━━━━━ Source data ━━━━━
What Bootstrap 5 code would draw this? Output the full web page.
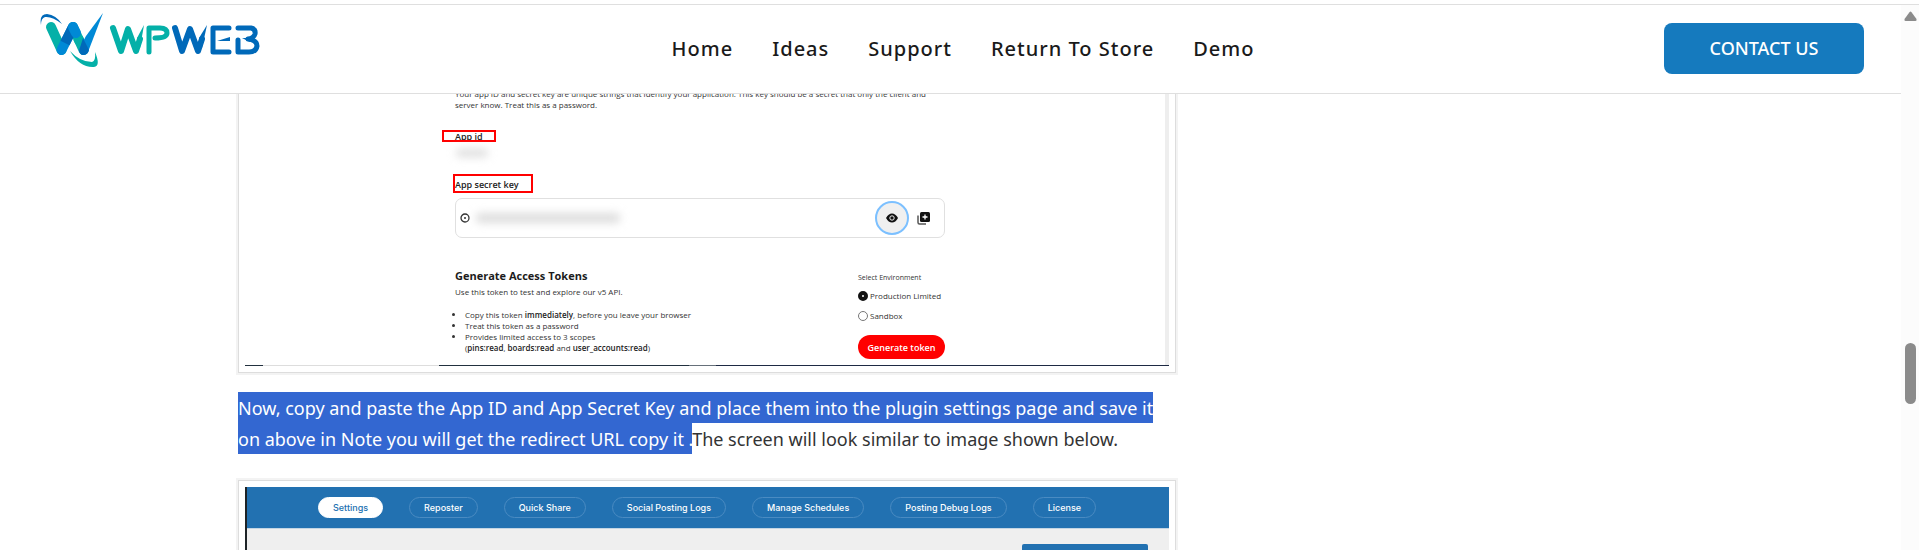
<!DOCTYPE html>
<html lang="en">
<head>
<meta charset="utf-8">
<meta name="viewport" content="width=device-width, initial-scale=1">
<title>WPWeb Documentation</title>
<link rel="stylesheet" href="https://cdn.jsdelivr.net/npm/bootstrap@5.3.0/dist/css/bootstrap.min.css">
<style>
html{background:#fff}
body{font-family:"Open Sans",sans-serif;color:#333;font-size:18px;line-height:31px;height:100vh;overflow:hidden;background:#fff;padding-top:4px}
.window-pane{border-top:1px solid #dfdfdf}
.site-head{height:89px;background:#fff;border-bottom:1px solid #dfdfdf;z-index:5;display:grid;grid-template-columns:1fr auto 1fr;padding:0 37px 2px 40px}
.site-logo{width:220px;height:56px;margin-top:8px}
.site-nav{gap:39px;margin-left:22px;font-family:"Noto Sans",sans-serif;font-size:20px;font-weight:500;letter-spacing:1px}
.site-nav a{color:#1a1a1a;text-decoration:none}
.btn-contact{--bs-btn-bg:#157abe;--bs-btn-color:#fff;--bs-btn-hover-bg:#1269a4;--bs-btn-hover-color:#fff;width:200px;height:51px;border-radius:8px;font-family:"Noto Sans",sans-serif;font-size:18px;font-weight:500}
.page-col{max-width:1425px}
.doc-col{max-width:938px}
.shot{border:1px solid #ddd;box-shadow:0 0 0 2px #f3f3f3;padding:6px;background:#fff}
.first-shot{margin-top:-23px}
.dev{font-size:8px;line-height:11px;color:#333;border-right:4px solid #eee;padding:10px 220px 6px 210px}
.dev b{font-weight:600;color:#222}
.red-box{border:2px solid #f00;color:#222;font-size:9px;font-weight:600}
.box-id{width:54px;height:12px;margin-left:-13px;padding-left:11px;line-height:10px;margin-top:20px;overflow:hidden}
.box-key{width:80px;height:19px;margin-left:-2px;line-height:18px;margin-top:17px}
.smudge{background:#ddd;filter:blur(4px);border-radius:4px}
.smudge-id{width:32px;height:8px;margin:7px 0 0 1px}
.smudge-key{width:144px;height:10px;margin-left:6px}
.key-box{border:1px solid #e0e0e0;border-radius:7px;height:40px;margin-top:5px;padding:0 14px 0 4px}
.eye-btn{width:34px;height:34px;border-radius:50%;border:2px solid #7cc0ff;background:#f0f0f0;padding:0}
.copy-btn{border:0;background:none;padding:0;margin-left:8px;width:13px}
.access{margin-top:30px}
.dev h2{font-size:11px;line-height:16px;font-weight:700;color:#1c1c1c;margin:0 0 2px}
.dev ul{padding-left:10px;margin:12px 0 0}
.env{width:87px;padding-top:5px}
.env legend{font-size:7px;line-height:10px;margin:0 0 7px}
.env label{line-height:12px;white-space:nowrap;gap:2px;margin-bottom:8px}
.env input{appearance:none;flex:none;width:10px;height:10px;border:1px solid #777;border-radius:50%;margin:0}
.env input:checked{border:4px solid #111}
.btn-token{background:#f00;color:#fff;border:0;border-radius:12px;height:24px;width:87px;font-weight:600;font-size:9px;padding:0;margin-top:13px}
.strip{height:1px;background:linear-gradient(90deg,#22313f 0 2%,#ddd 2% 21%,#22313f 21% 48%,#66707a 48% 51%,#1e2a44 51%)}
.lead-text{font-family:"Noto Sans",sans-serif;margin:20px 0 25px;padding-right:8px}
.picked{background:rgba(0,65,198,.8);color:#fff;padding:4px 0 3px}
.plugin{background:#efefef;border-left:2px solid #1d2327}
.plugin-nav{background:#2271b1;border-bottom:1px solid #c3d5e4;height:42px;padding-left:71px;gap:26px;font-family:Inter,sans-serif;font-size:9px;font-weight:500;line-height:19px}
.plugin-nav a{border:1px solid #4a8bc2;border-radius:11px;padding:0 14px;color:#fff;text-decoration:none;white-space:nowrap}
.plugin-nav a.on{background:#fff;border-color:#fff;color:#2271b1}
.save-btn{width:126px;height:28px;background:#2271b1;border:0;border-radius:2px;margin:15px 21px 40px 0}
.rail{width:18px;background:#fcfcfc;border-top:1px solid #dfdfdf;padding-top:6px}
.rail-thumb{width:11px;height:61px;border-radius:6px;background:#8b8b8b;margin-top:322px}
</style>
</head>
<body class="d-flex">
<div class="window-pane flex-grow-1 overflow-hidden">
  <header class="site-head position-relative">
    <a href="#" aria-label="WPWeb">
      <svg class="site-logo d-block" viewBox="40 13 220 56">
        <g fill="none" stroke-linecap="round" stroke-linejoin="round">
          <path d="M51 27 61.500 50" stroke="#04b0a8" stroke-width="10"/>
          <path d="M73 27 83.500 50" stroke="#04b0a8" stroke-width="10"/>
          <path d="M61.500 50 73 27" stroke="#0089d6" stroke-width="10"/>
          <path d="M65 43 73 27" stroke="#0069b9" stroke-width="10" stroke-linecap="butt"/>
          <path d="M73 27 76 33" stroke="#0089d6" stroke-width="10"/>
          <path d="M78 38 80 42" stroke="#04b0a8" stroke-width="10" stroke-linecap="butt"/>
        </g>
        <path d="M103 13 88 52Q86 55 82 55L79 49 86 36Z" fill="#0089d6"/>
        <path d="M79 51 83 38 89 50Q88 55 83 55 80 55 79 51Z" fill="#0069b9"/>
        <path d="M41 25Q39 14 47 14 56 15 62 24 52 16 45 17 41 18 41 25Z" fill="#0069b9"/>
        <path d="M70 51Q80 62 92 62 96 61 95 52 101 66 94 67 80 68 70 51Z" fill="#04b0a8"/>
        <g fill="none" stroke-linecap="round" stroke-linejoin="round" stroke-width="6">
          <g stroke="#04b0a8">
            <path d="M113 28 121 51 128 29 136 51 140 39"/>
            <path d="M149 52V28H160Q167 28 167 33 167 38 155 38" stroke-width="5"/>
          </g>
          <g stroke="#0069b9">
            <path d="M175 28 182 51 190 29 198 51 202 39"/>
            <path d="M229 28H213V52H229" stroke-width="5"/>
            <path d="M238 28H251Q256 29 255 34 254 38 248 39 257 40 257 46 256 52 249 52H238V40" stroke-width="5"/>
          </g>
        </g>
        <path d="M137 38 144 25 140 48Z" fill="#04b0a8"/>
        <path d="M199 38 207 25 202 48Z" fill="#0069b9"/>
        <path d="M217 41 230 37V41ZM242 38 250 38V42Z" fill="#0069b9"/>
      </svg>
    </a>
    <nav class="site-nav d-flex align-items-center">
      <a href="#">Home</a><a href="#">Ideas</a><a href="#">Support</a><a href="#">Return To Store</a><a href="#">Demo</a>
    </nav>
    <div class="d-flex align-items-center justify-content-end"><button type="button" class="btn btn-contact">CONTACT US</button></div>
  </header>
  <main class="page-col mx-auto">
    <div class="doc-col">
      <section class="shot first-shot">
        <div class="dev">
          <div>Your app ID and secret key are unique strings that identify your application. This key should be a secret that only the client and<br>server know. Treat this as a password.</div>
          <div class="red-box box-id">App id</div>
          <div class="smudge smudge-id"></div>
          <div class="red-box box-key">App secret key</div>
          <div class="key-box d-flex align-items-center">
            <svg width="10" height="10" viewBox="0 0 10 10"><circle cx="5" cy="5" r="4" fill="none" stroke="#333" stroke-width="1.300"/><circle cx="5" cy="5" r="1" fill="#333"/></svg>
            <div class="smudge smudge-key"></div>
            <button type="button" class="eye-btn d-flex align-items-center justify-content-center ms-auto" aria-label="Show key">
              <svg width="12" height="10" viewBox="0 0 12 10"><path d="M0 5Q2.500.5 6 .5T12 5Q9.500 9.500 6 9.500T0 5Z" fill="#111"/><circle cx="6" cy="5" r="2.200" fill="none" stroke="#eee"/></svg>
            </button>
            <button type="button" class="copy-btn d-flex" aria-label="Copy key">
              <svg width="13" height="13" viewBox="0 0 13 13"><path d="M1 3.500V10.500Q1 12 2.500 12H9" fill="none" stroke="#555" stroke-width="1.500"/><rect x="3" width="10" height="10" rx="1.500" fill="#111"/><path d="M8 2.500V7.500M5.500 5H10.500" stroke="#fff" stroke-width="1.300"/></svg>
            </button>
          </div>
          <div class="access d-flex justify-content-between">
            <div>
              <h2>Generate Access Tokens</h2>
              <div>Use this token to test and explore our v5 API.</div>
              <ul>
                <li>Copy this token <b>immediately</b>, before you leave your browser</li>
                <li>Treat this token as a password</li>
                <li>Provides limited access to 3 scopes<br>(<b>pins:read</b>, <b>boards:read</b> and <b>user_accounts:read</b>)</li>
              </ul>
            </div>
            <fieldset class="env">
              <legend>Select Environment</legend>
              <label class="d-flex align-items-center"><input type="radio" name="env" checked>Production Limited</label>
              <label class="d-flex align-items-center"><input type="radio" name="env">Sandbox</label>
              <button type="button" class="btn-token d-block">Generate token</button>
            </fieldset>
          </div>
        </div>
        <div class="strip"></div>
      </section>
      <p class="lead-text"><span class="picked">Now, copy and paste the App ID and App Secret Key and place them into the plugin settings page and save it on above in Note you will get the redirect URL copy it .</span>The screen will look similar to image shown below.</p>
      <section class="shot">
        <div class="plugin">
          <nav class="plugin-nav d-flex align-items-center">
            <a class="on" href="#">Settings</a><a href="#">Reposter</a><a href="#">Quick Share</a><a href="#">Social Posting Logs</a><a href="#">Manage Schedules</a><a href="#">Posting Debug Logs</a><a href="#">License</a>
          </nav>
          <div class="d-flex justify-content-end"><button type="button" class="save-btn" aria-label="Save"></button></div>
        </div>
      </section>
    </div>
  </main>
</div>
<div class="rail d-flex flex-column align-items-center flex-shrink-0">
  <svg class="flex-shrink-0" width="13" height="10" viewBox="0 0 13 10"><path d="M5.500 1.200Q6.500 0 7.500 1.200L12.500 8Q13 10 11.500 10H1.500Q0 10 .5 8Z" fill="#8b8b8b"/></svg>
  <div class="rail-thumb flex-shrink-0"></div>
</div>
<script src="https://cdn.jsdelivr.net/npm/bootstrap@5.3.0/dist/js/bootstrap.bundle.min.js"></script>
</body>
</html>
━━━━━
Search the lines above for the string "page", then show every one that has it.

Finished exercise →
What Bootstrap 5 code would draw this? Output the full web page.
.page-col{max-width:1425px}
  <main class="page-col mx-auto">
      <p class="lead-text"><span class="picked">Now, copy and paste the App ID and App Secret Key and place them into the plugin settings page and save it on above in Note you will get the redirect URL copy it .</span>The screen will look similar to image shown below.</p>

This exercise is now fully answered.